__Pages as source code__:
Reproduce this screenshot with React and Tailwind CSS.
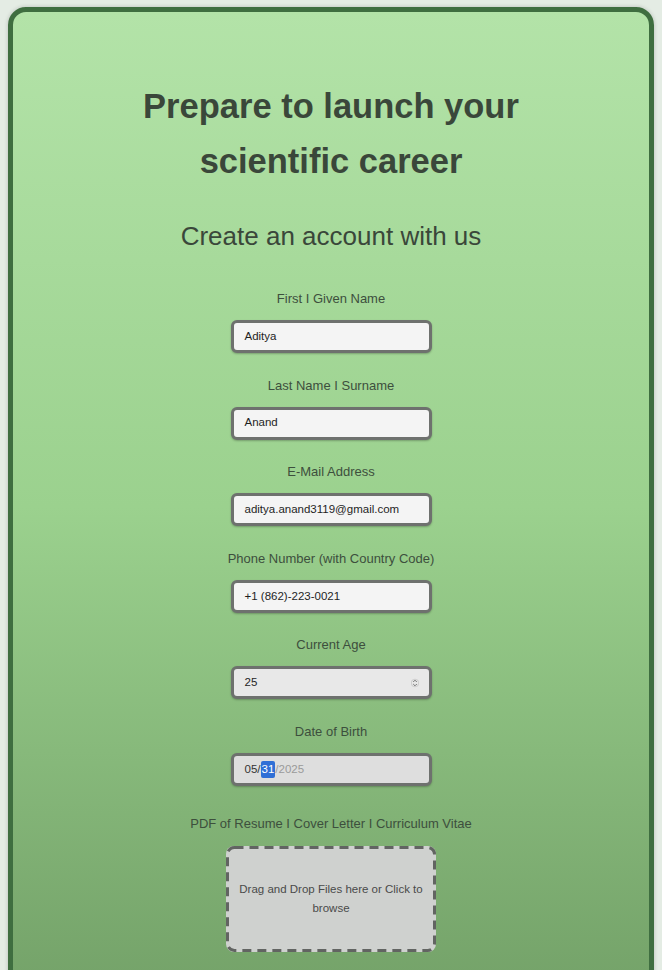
import React from "react";

const F = { fontFamily: '"Liberation Sans", Arial, sans-serif' };

function Field({ label, children }) {
  return (
    <div className="flex flex-col items-center">
      <div className="text-[13px] leading-[16px] text-[#3d4f3d] h-[16px]">{label}</div>
      <div className="mt-[13px]">{children}</div>
    </div>
  );
}

function Box({ children, bg = "bg-[#f4f4f4]" }) {
  return (
    <div className={`w-[201px] h-[33px] rounded-[6px] border-[3px] border-[#6e716e] ${bg} flex items-center pl-[11px] pr-[10px] text-[11.5px] text-[#1f1f1f] shadow-[0_1px_2px_rgba(0,0,0,0.25)]`}>
      {children}
    </div>
  );
}

export default function App() {
  return (
    <div style={F} className="w-[662px] h-[970px] overflow-hidden bg-[#e4ece4] pt-[7px] px-[8px]">
      <div className="h-[1000px] rounded-[18px] border-[5px] border-[#3f6e40] bg-gradient-to-b from-[#b3e3a8] via-[#9bd18e] to-[#73a168] flex flex-col items-center shadow-[0_0_4px_rgba(0,0,0,0.2)]">
        <h1 className="mt-[67px] text-[34.5px] leading-[55px] font-bold text-[#3a473a] text-center w-[440px]">
          Prepare to launch your scientific career
        </h1>
        <div className="mt-[32px] text-[26px] leading-[30px] text-[#3a473a]">Create an account with us</div>
        <div className="mt-[40px] flex flex-col gap-[24.6px]">
          <Field label="First I Given Name"><Box>Aditya</Box></Field>
          <Field label="Last Name I Surname"><Box>Anand</Box></Field>
          <Field label="E-Mail Address"><Box>aditya.anand3119@gmail.com</Box></Field>
          <Field label="Phone Number (with Country Code)"><Box>+1 (862)-223-0021</Box></Field>
          <Field label="Current Age">
            <Box bg="bg-[#e8e8e8]">
              <span className="flex-1">25</span>
              <svg width="8" height="12" viewBox="0 0 8 12">
                <circle cx="4" cy="6" r="3.8" fill="none" stroke="#bbb" strokeWidth="0.6" />
                <path d="M2.2 5 L4 3.2 L5.8 5 M2.2 7 L4 8.8 L5.8 7" fill="none" stroke="#666" strokeWidth="0.9" />
              </svg>
            </Box>
          </Field>
          <Field label="Date of Birth">
            <Box bg="bg-[#dedede]">
              <span className="text-[#333]">05/</span>
              <span className="bg-[#2f6fd6] text-white rounded-[2px] px-[1px]">31</span>
              <span className="text-[#9a9a9a]">/2025</span>
            </Box>
          </Field>
        </div>
        <div className="mt-[30px] text-[13px] leading-[16px] text-[#3d4f3d]">PDF of Resume I Cover Letter I Curriculum Vitae</div>
        <div className="relative mt-[14px] w-[210px] h-[106px] rounded-[8px] bg-[#cfd1cf] flex items-center justify-center text-center px-[10px] text-[11.5px] leading-[19px] text-[#4a4a4a]">
          <svg className="absolute inset-0 pointer-events-none" width="210" height="106" viewBox="0 0 210 106">
            <rect x="1.5" y="1.5" width="207" height="103" rx="7" ry="7" fill="none" stroke="#626462" strokeWidth="3" strokeDasharray="9 6" />
          </svg>
          <span className="relative">Drag and Drop Files here or Click to browse</span>
        </div>
      </div>
    </div>
  );
}
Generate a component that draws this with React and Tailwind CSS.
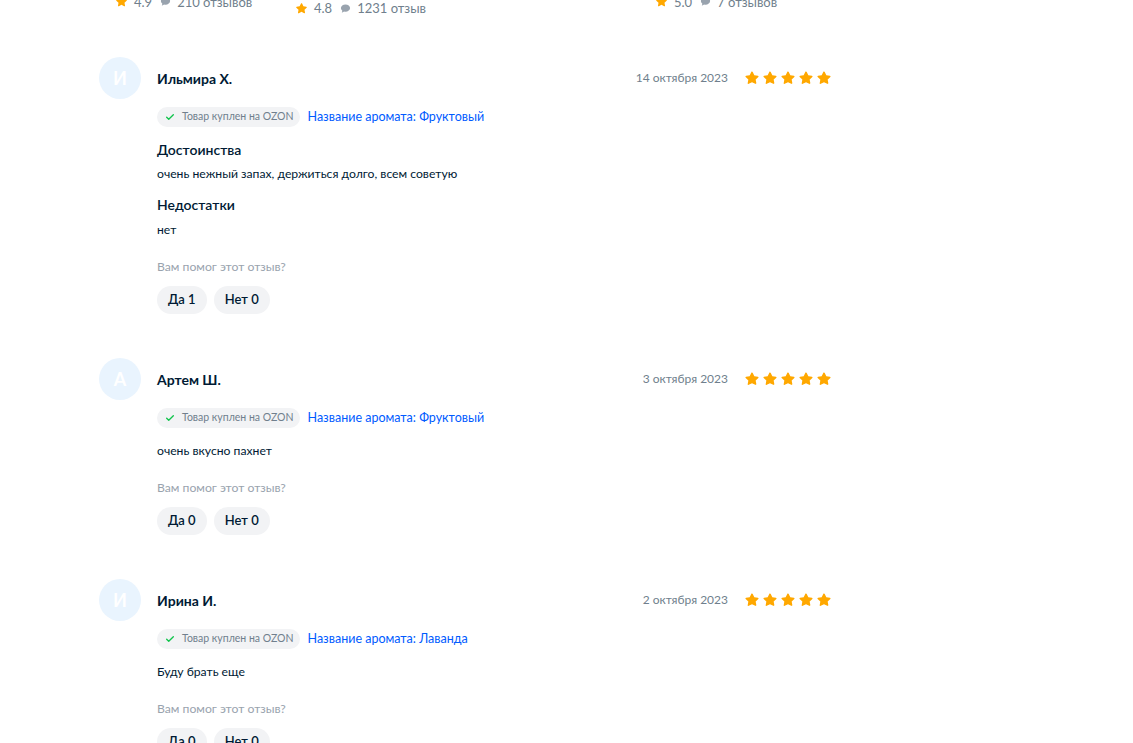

__Aim of the task__:
Your task is to transcribe all of the records precisely, with no images included.

__Solution__:
Reproduce this screenshot with React and Tailwind CSS.
import React from "react";

const F = { fontFamily: '"Liberation Sans", Arial, sans-serif' };

function Field({ label, children }) {
  return (
    <div className="flex flex-col items-center">
      <div className="text-[13px] leading-[16px] text-[#3d4f3d] h-[16px]">{label}</div>
      <div className="mt-[13px]">{children}</div>
    </div>
  );
}

function Box({ children, bg = "bg-[#f4f4f4]" }) {
  return (
    <div className={`w-[201px] h-[33px] rounded-[6px] border-[3px] border-[#6e716e] ${bg} flex items-center pl-[11px] pr-[10px] text-[11.5px] text-[#1f1f1f] shadow-[0_1px_2px_rgba(0,0,0,0.25)]`}>
      {children}
    </div>
  );
}

export default function App() {
  return (
    <div style={F} className="w-[662px] h-[970px] overflow-hidden bg-[#e4ece4] pt-[7px] px-[8px]">
      <div className="h-[1000px] rounded-[18px] border-[5px] border-[#3f6e40] bg-gradient-to-b from-[#b3e3a8] via-[#9bd18e] to-[#73a168] flex flex-col items-center shadow-[0_0_4px_rgba(0,0,0,0.2)]">
        <h1 className="mt-[67px] text-[34.5px] leading-[55px] font-bold text-[#3a473a] text-center w-[440px]">
          Prepare to launch your scientific career
        </h1>
        <div className="mt-[32px] text-[26px] leading-[30px] text-[#3a473a]">Create an account with us</div>
        <div className="mt-[40px] flex flex-col gap-[24.6px]">
          <Field label="First I Given Name"><Box>Aditya</Box></Field>
          <Field label="Last Name I Surname"><Box>Anand</Box></Field>
          <Field label="E-Mail Address"><Box>aditya.anand3119@gmail.com</Box></Field>
          <Field label="Phone Number (with Country Code)"><Box>+1 (862)-223-0021</Box></Field>
          <Field label="Current Age">
            <Box bg="bg-[#e8e8e8]">
              <span className="flex-1">25</span>
              <svg width="8" height="12" viewBox="0 0 8 12">
                <circle cx="4" cy="6" r="3.8" fill="none" stroke="#bbb" strokeWidth="0.6" />
                <path d="M2.2 5 L4 3.2 L5.8 5 M2.2 7 L4 8.8 L5.8 7" fill="none" stroke="#666" strokeWidth="0.9" />
              </svg>
            </Box>
          </Field>
          <Field label="Date of Birth">
            <Box bg="bg-[#dedede]">
              <span className="text-[#333]">05/</span>
              <span className="bg-[#2f6fd6] text-white rounded-[2px] px-[1px]">31</span>
              <span className="text-[#9a9a9a]">/2025</span>
            </Box>
          </Field>
        </div>
        <div className="mt-[30px] text-[13px] leading-[16px] text-[#3d4f3d]">PDF of Resume I Cover Letter I Curriculum Vitae</div>
        <div className="relative mt-[14px] w-[210px] h-[106px] rounded-[8px] bg-[#cfd1cf] flex items-center justify-center text-center px-[10px] text-[11.5px] leading-[19px] text-[#4a4a4a]">
          <svg className="absolute inset-0 pointer-events-none" width="210" height="106" viewBox="0 0 210 106">
            <rect x="1.5" y="1.5" width="207" height="103" rx="7" ry="7" fill="none" stroke="#626462" strokeWidth="3" strokeDasharray="9 6" />
          </svg>
          <span className="relative">Drag and Drop Files here or Click to browse</span>
        </div>
      </div>
    </div>
  );
}
Generate a component that draws this with React and Tailwind CSS.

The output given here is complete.